Frequently Asked Questions
How are biography claims selected for inclusion
Entries prioritize high-circulation statements, recurring talking points, and claims tied to public actions like fundraising or business promotions. Selection favors items with available primary sources such as filings, registries, or court documents. This approach maximizes verifiability and relevance for voters.
Can I request that a new biography claim be reviewed
Yes. If you encounter a high-visibility statement that lacks receipts, submit it with any links you have to official documents. Prioritize items that affect voter perceptions broadly, not obscure details that have little public impact.
How should I share evidence without escalating conflict
Lead with documents, not conclusions. Offer one or two links with a plain two-sentence summary. Ask open questions and invite better sources. Pace matters. A calm, short message with receipts outperforms long threads full of assumptions.
What if two reputable sources conflict
Check scope and date. Different methodologies often produce different figures. Prefer primary documents when available, then cite the exact section that controls the figure in question. If uncertainty remains, state it explicitly rather than forcing a binary verdict.

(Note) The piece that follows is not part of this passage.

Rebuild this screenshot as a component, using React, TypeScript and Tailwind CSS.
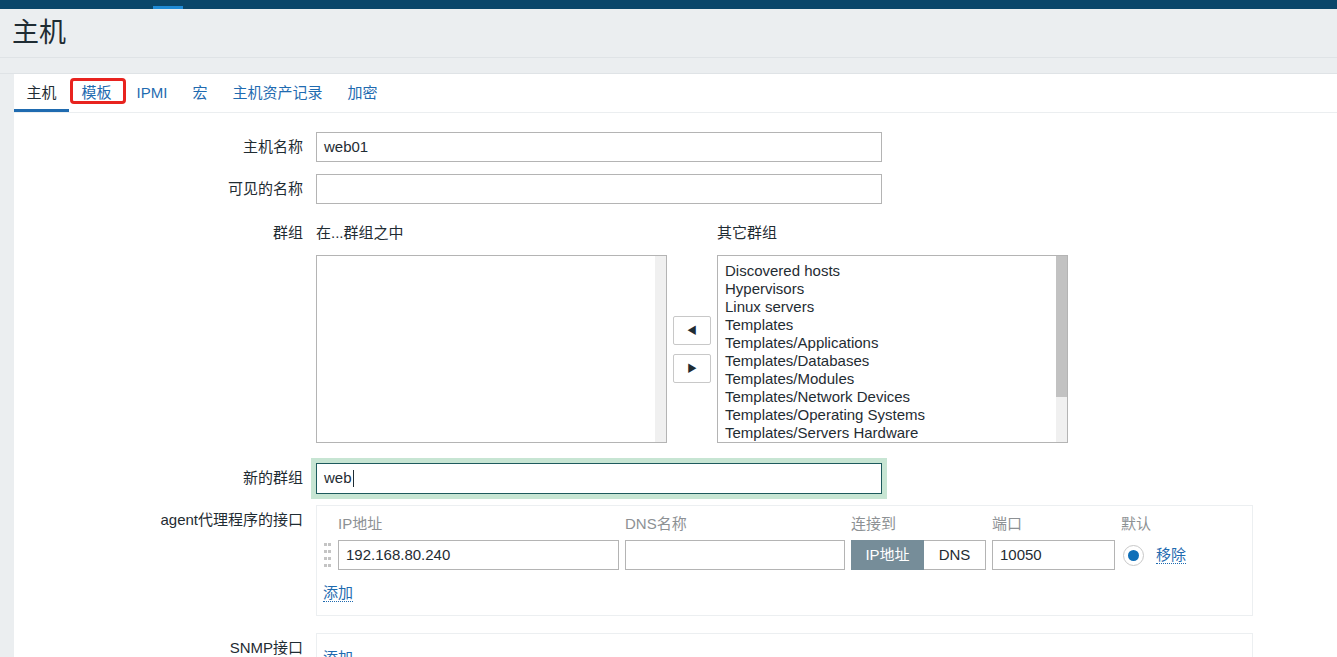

Do I need to buy anything to use the archive
No. All entries are accessible without purchase. Physical items that include QR codes can be helpful for in-person advocacy, but they are entirely optional.
Conclusion
Voters do not need unlimited time to keep biography claims honest. You need a clear pattern list, a lightweight workflow, and a discipline for citing sources. With that, you can navigate bold origin stories, complicated financial narratives, and evolving resumes with confidence. Use the archive to cut through spin, anchor your conversations in documents, and keep the focus on evidence that anyone can verify.
When facts travel faster than slogans, communities make better choices. That is the promise of rigorous, receipt-backed civic research, and it is within reach for engaged citizens willing to spend a few minutes per claim.